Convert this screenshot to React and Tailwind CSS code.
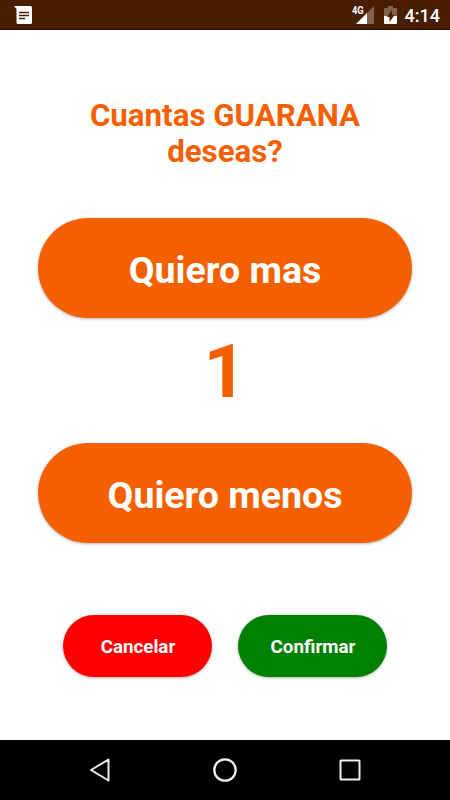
import React, { useState } from "react";

function StatusBar() {
  return (
    <header className="flex h-[30px] items-center justify-between border-b border-[#2b1000] bg-[#491d00] pl-[14px] pr-[10px] text-white">
      <svg width="19" height="20" viewBox="0 0 19 20">
        <path d="M0 1h16.500a1.500 1.500 0 0 1 1.500 1.500v15a1.500 1.500 0 0 1-1.500 1.500h-12.500a1.500 1.500 0 0 1-1.500-1.500V4z" fill="#fff" />
        <path d="M5 7.500h10M5 10.500h10M5 13.500h6" stroke="#491d00" strokeWidth="1.400" />
      </svg>

      <div className="flex items-center">
        {/* Signal */}
        <div className="relative mr-[10px] mt-px h-[18px] w-[18px]">
          <svg width="18" height="18" viewBox="0 0 18 18">
            <path d="M18 0v18H0z" fill="#fff" fillOpacity=".3" />
            <path d="M11 7v11H0z" fill="#fff" />
          </svg>
          <span className="absolute -left-[4px] top-0 h-[9px] origin-left scale-x-85 bg-[#491d00] text-[11px] font-bold leading-[9px]">
            4G
          </span>
        </div>

        {/* Battery */}
        <svg width="13" height="18" viewBox="0 0 13 18" className="mr-[8px] mt-px">
          <path d="M4 0h5v2h3q1 0 1 1v7H0V3q0-1 1-1h3z" fill="#fff" fillOpacity=".3" />
          <path d="M0 10h13v7q0 1-1 1H1q-1 0-1-1z" fill="#fff" />
          <path d="M8 4v5h2.500L5.500 16v-5H3z" fill="#491d00" />
        </svg>

        <span className="mt-[2px] text-[18px] font-medium leading-none">4:14</span>
      </div>
    </header>
  );
}

function NavBar() {
  return (
    <nav className="flex h-[60px] items-center justify-between bg-black px-[87px] text-[#eeeeee]">
      <svg width="26" height="26" viewBox="0 0 26 26" fill="none" stroke="currentColor" strokeWidth="2" strokeLinejoin="round">
        <path d="M21.500 2.500v21L4 13z" />
      </svg>
      <svg width="26" height="26" viewBox="0 0 26 26" fill="none" stroke="currentColor" strokeWidth="2.300">
        <circle cx="13" cy="13" r="10.700" />
      </svg>
      <svg width="26" height="26" viewBox="0 0 26 26" fill="none" stroke="currentColor" strokeWidth="2">
        <rect x="3.500" y="3.500" width="19" height="19" rx="0.500" />
      </svg>
    </nav>
  );
}

export default function App() {
  const [count, setCount] = useState(1);

  return (
    <div className="flex h-[800px] w-[450px] flex-col bg-white font-['Roboto',sans-serif]">
      <StatusBar />

      <main className="flex flex-1 flex-col items-center pt-[68px]">
        <h1 className="h-[73px] w-[300px] text-center text-[31.250px] font-bold leading-[36px] text-[#f46000]">
          Cuantas GUARANA deseas?
        </h1>

        <button
          onClick={() => setCount(count + 1)}
          className="mt-[47px] h-[100px] w-[374px] rounded-full bg-[#f46000] pt-[4px] text-[37.500px] font-bold text-white shadow-[0_1px_3px_rgba(0,0,0,0.3)]"
        >
          Quiero mas
        </button>

        <div className="flex h-[125px] items-start pt-[16px] text-[75px] font-bold leading-none text-[#f46000]">
          {count}
        </div>

        <button
          onClick={() => setCount(Math.max(1, count - 1))}
          className="h-[100px] w-[374px] rounded-full bg-[#f46000] pt-[4px] text-[37.500px] font-bold text-white shadow-[0_1px_3px_rgba(0,0,0,0.3)]"
        >
          Quiero menos
        </button>

        <div className="mt-[72px] flex gap-[26px]">
          <button className="h-[62px] w-[149px] rounded-full bg-[#ff0000] pt-[3px] pl-px text-[18.750px] font-bold text-white shadow-[0_1px_3px_rgba(0,0,0,0.3)]">
            Cancelar
          </button>
          <button className="h-[62px] w-[149px] rounded-full bg-[#008000] pt-[3px] pl-px text-[18.750px] font-bold text-white shadow-[0_1px_3px_rgba(0,0,0,0.3)]">
            Confirmar
          </button>
        </div>
      </main>

      <NavBar />
    </div>
  );
}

§

Request: Copy each line of the data above that holds "React".

Task output:
Convert this screenshot to React and Tailwind CSS code.
import React, { useState } from "react";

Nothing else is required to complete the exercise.